O Bumba-meu-boi do Maranhão está solto no pasto da cultura mundial, está vivo e mais taludinho com o novo batismo feito pela Unesco, dia 11 passado, em Bogotá, quando foi elevado à categoria de Patrimônio Imaterial da Humanidade. Brilham as estrelas e os espelhos espalhados no céu da testa dos bois de todos os sotaques, enchendo de alegria e mimo a cultura popular nordestina e brasileira.
Com essa distinção, junta-se ao grafismo wajápi do Amapá, ao samba de roda baiano, ao frevo pernambucano, ao Círio de Nazaré paraense e à roda de capoeira. O círculo se abre para essa força preciosa do Brasil mestiço, gravada em couro e vadiante como suas bandeirolas e fitas coloridas. O bumba-meu-boi é mesmo assim, vive de batismo e morte, de morte e batismo. O boi luta para não se entregar e, mesmo quando abatido, forceja e revive, para a felicidade dos brincantes.
Soam os espíritos africanos dos atabaques e agitam-se os movimentos e passos da coreografia indígena, em vestuário marcado pelo teatro catequético branco colonial; trama que torna o bumba-meu-boi uma manifestação popular tipicamente brasileira. Auto dramático e satírico, que reivindica liberdade, embora em um conflito moral de propriedade com o patrão, o Boi é uma promessa de gente humilde, explorada e criativa, que constrói uma ponte para o divino em forma de festa.

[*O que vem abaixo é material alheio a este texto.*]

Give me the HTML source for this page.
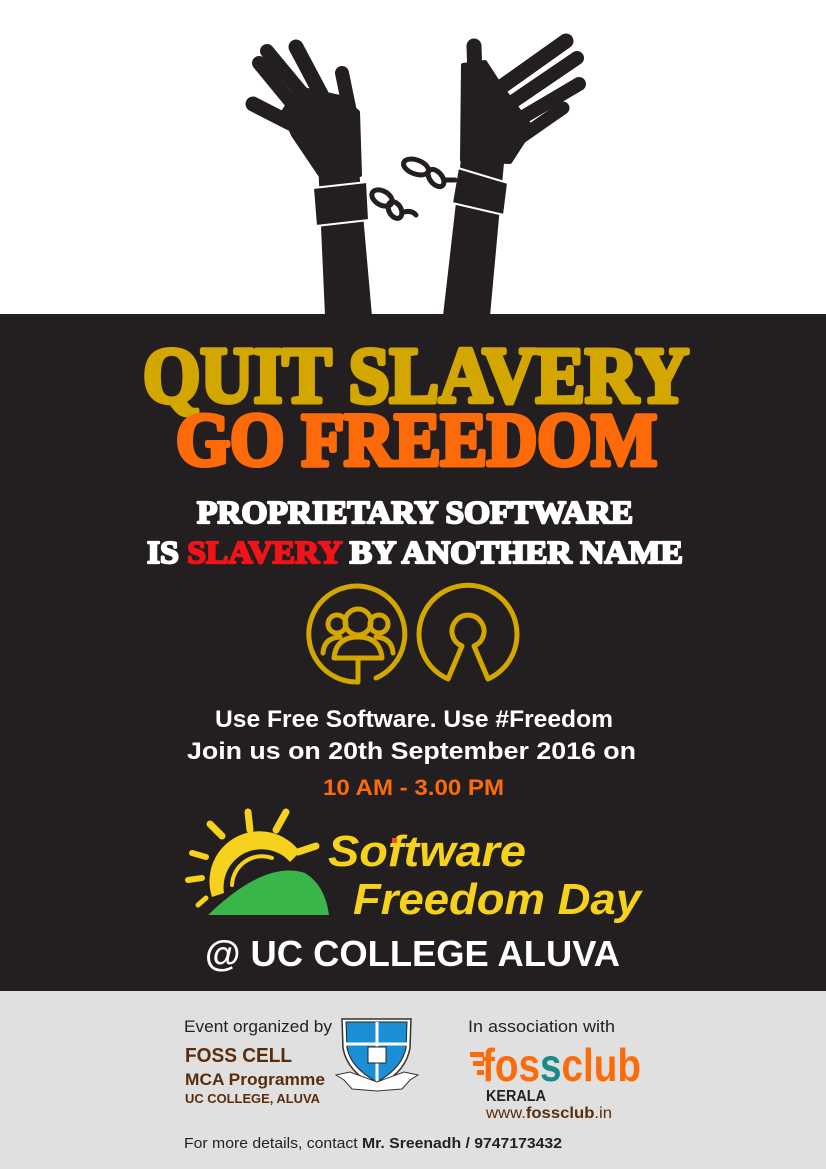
<!DOCTYPE html>
<html><head><meta charset="utf-8"><style>
html,body{margin:0;padding:0;width:826px;height:1169px;overflow:hidden;background:#fff}
svg{display:block}
</style></head><body>
<svg width="826" height="1169" viewBox="0 0 826 1169" xmlns="http://www.w3.org/2000/svg">
<rect x="0" y="0" width="826" height="314" fill="#fff"/>
<rect x="0" y="314" width="826" height="677" fill="#231f20"/>
<rect x="0" y="991" width="826" height="178" fill="#e0e0e0"/>

<!-- Left arm -->
<g fill="#231f20" stroke="#231f20" stroke-linecap="round" stroke-linejoin="round">
<polygon points="318,160 358,158 372,316 325,316" stroke="none"/>
<polygon points="283,112 298,88 340,97 358,112 360,175 320,175 293,135" stroke-width="4"/>
<line x1="253" y1="104" x2="292" y2="124" stroke-width="15"/>
<line x1="259" y1="63" x2="296" y2="108" stroke-width="14"/>
<line x1="267" y1="51" x2="306" y2="98" stroke-width="14"/>
<line x1="296" y1="47" x2="322" y2="96" stroke-width="15"/>
<line x1="342" y1="73" x2="350" y2="112" stroke-width="14"/>
</g>
<polygon points="313,188 367,182 369,220 316,226" fill="#231f20" stroke="#fff" stroke-width="2"/>
<!-- Right arm -->
<g fill="#231f20" stroke="#231f20" stroke-linecap="round" stroke-linejoin="round">
<polygon points="462,150 505,152 490,316 443,316" stroke="none"/>
<polygon points="463,65 485,62 500,85 532,128 510,162 462,160" stroke-width="4"/>
<line x1="474" y1="46" x2="476" y2="110" stroke-width="15"/>
<line x1="497" y1="90" x2="566" y2="41" stroke-width="15"/>
<line x1="508" y1="105" x2="577" y2="58" stroke-width="14"/>
<line x1="518" y1="120" x2="579" y2="84" stroke-width="14"/>
<line x1="520" y1="138" x2="563" y2="108" stroke-width="13"/>
</g>
<polygon points="458,168 508,183 504,215 452,203" fill="#231f20" stroke="#fff" stroke-width="2"/>
<!-- chains -->
<g fill="none" stroke="#231f20" stroke-width="5" stroke-linecap="round">
<ellipse cx="382" cy="198" rx="11" ry="7" transform="rotate(30 382 198)"/>
<ellipse cx="395" cy="210" rx="9" ry="6" transform="rotate(60 395 210)"/>
<path d="M404,212 Q412,210 416,215"/>
<ellipse cx="416" cy="167" rx="13" ry="7" transform="rotate(20 416 167)"/>
<ellipse cx="436" cy="178" rx="10" ry="6" transform="rotate(50 436 178)"/>
<line x1="445" y1="180" x2="455" y2="180"/>
</g>

<!-- Headlines -->
<g font-family="Liberation Serif, serif" font-weight="bold">
<text x="143" y="402" font-size="79" textLength="546" lengthAdjust="spacingAndGlyphs" fill="#d4a600" stroke="#d4a600" stroke-width="5" stroke-linejoin="round">QUIT SLAVERY</text>
<text x="176" y="465" font-size="75" textLength="481" lengthAdjust="spacingAndGlyphs" fill="#fd6a0a" stroke="#fd6a0a" stroke-width="5" stroke-linejoin="round">GO FREEDOM</text>
<text x="197" y="523" font-size="32" textLength="436" lengthAdjust="spacingAndGlyphs" fill="#fff" stroke="#fff" stroke-width="2.2" stroke-linejoin="round">PROPRIETARY  SOFTWARE</text>
<text x="147" y="563" font-size="32" textLength="536" lengthAdjust="spacingAndGlyphs" fill="#fff" stroke="#fff" stroke-width="2.2" stroke-linejoin="round">IS <tspan fill="#f0141a" stroke="#f0141a">SLAVERY</tspan> BY ANOTHER  NAME</text>
</g>

<!-- icons -->
<g fill="none" stroke="#d4a600" stroke-width="5" stroke-linecap="round" stroke-linejoin="round">
<path d="M358,682 A48,48 0 1 1 376,678"/>
<circle cx="358" cy="622" r="13"/>
<circle cx="337" cy="624" r="9"/>
<circle cx="379" cy="624" r="9"/>
<path d="M323,653 Q324,638 340,637"/>
<path d="M393,653 Q392,638 376,637"/>
<path d="M334,658 Q336,637 358,637 Q380,637 382,658 Z"/>
<line x1="358" y1="658" x2="358" y2="680"/>
<path d="M448,679 A49,49 0 1 1 488,679 L474,646 A16,16 0 1 0 462,646 Z"/>
</g>

<!-- middle text -->
<g font-family="Liberation Sans, sans-serif" font-weight="bold">
<text x="215" y="727" font-size="24" textLength="398" lengthAdjust="spacingAndGlyphs" fill="#fff">Use Free Software. Use #Freedom</text>
<text x="187" y="759" font-size="24" textLength="449" lengthAdjust="spacingAndGlyphs" fill="#fff">Join us on 20th September 2016 on</text>
<text x="323" y="795" font-size="22" textLength="181" lengthAdjust="spacingAndGlyphs" fill="#fd6a0a">10 AM - 3.00 PM</text>
</g>

<!-- SFD logo -->
<g fill="#f6d21c" stroke="#f6d21c" stroke-linecap="round">
<path d="M212,897 A50,50 0 0 1 300,852 L290,862 A38,38 0 0 0 224,893 Z" stroke="none"/>
<path d="M232,885 A30,30 0 0 1 272,858" fill="none" stroke-width="4"/>
<line x1="248" y1="812" x2="250" y2="830" stroke-width="7"/>
<line x1="286" y1="812" x2="276" y2="830" stroke-width="7"/>
<line x1="210" y1="824" x2="222" y2="836" stroke-width="7"/>
<line x1="316" y1="846" x2="298" y2="852" stroke-width="7"/>
<line x1="192" y1="853" x2="206" y2="857" stroke-width="6"/>
<line x1="188" y1="880" x2="202" y2="878" stroke-width="6"/>
<line x1="198" y1="905" x2="206" y2="898" stroke-width="5"/>
</g>
<path d="M208,915 Q265,860 305,873 Q325,885 329,915 Z" fill="#3ab54a"/>
<g font-family="Liberation Sans, sans-serif" font-weight="bold" font-style="italic" fill="#f6d21c">
<text x="328" y="866" font-size="44" textLength="198" lengthAdjust="spacingAndGlyphs">Software</text>
<text x="353" y="914" font-size="44" textLength="288" lengthAdjust="spacingAndGlyphs">Freedom Day</text>
</g>
<rect x="392" y="838" width="5" height="5" fill="#f04e23"/>
<text x="205" y="966" font-family="Liberation Sans, sans-serif" font-weight="bold" font-size="36" textLength="415" lengthAdjust="spacingAndGlyphs" fill="#fff">@ UC COLLEGE ALUVA</text>

<!-- bottom -->
<g font-family="Liberation Sans, sans-serif">
<text x="184" y="1032" font-size="17" fill="#222" textLength="148" lengthAdjust="spacingAndGlyphs">Event organized by</text>
<text x="185" y="1062" font-size="20" font-weight="bold" fill="#5a2d0c" textLength="107" lengthAdjust="spacingAndGlyphs">FOSS CELL</text>
<text x="185" y="1085" font-size="17" font-weight="bold" fill="#5a2d0c" textLength="140" lengthAdjust="spacingAndGlyphs">MCA Programme</text>
<text x="185" y="1103" font-size="13" font-weight="bold" fill="#5a2d0c" textLength="135" lengthAdjust="spacingAndGlyphs">UC COLLEGE, ALUVA</text>
<text x="468" y="1032" font-size="17" fill="#222" textLength="147" lengthAdjust="spacingAndGlyphs">In association with</text>
<text x="486" y="1101" font-size="16" font-weight="bold" fill="#222" textLength="60" lengthAdjust="spacingAndGlyphs">KERALA</text>
<text x="486" y="1118" font-size="16" fill="#5a2d0c" textLength="126" lengthAdjust="spacingAndGlyphs">www.<tspan font-weight="bold">fossclub</tspan>.in</text>
<text x="184" y="1148" font-size="15" fill="#222" textLength="378" lengthAdjust="spacingAndGlyphs">For more details, contact <tspan font-weight="bold">Mr. Sreenadh / 9747173432</tspan></text>
<text x="482" y="1081" font-size="46" font-weight="bold" fill="#fd6a0a" textLength="159" lengthAdjust="spacingAndGlyphs">fos<tspan fill="#1b8a8a">s</tspan>club</text>
</g>
<g fill="#fd6a0a"><rect x="470" y="1052" width="14" height="5"/><rect x="473" y="1061" width="11" height="5"/><rect x="477" y="1070" width="7" height="5"/></g>

<!-- crest -->
<path d="M342,1019 L411,1019 L410,1048 Q406,1072 377,1087 Q347,1072 343,1048 Z" fill="#fff" stroke="#333" stroke-width="1.5"/>
<path d="M346,1022 L407,1022 L406,1048 Q402,1068 377,1082 Q351,1068 347,1048 Z" fill="#1b8fd6" stroke="#222" stroke-width="1"/>
<line x1="377" y1="1022" x2="377" y2="1082" stroke="#fff" stroke-width="3"/>
<line x1="346" y1="1044" x2="407" y2="1044" stroke="#fff" stroke-width="3"/>
<rect x="368" y="1047" width="18" height="16" fill="#fff" stroke="#222"/>
<path d="M336,1075 L350,1072 L377,1082 L404,1072 L418,1075 L410,1080 L402,1089 L377,1091 L352,1089 L344,1080 Z" fill="#fff" stroke="#333" stroke-width="1"/>
</svg>
</body></html>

A diversidade de estilos, formas, ritmos, belezas e agitação do boi-bumbá maranhense e seu poder de envolver adultos e crianças me instigaram a compor duas músicas em homenagem a esse vasto mundo de paixões reais e imaginárias. Em Escarlate (1994), uma mistura de boi-de-viola com boi-de-orquestra, conto a história de um boizinho que quis ser amado, confiado apenas no amor que tinha para dar; foi gravada pelo Edmar Gonçalves, com a participação do Jeca, legendário percussionista maranhense.
Dediquei essa composição ao meu parceiro Josias Sobrinho, em retribuição à bela canção Engenho de Flores, na qual ele faz referência ao clarear do sol que se levanta em Fortaleza como símbolo da Terra da Luz. Foi então que o meu primo Elício me trouxe de presente do Maranhão o livro Matracas que Desafiam o Tempo (1995), da pesquisadora Maria Michol, no qual ela discute o dilema da sobrevivência do Boi na contemporaneidade. No oferecimento, ele aponta o “brilho Escarlate” como uma “faísca no céu do bumba-boi”.
Nas pegadas da folia infantil fiz o boi Xacundum no tum-tum do papai (2001), interpretado por Olga Ribeiro, com arranjo de Tarcísio Sardinha, um maranhense adotado pelo Ceará: “Vem meu boizinho / Vamos brincar / Vem pro tum-tum / Vamos dançar / Xacundum”. Isso porque o boi é símbolo de brincadeira cogeracional. Fiz primeiro para brincar de elevação de boizinho de mão com os meus filhos, pelo céu e pelo Maranhão, onde fomos para a praça com Apolônio Melônio (1918 – 2015), o amo do Boi da Floresta, e curtimos o som do querido amigo Papete (1947 – 2016) em uma estrelada noite junina.
Muitos vínculos me levam a seguir personagens humanos e seres fantásticos ao ritmo das matracas, tambores-onça, pandeirões, chocalhos e maracás, nesse batalhão de brincantes pelos terreiros enfrentando contrários com toadas, mugidos e urros. Palmas para a gente do Boi, fogos para a cultura maranhense e vivas aos brincantes do Brasil. Tim-tim com tiquira!!!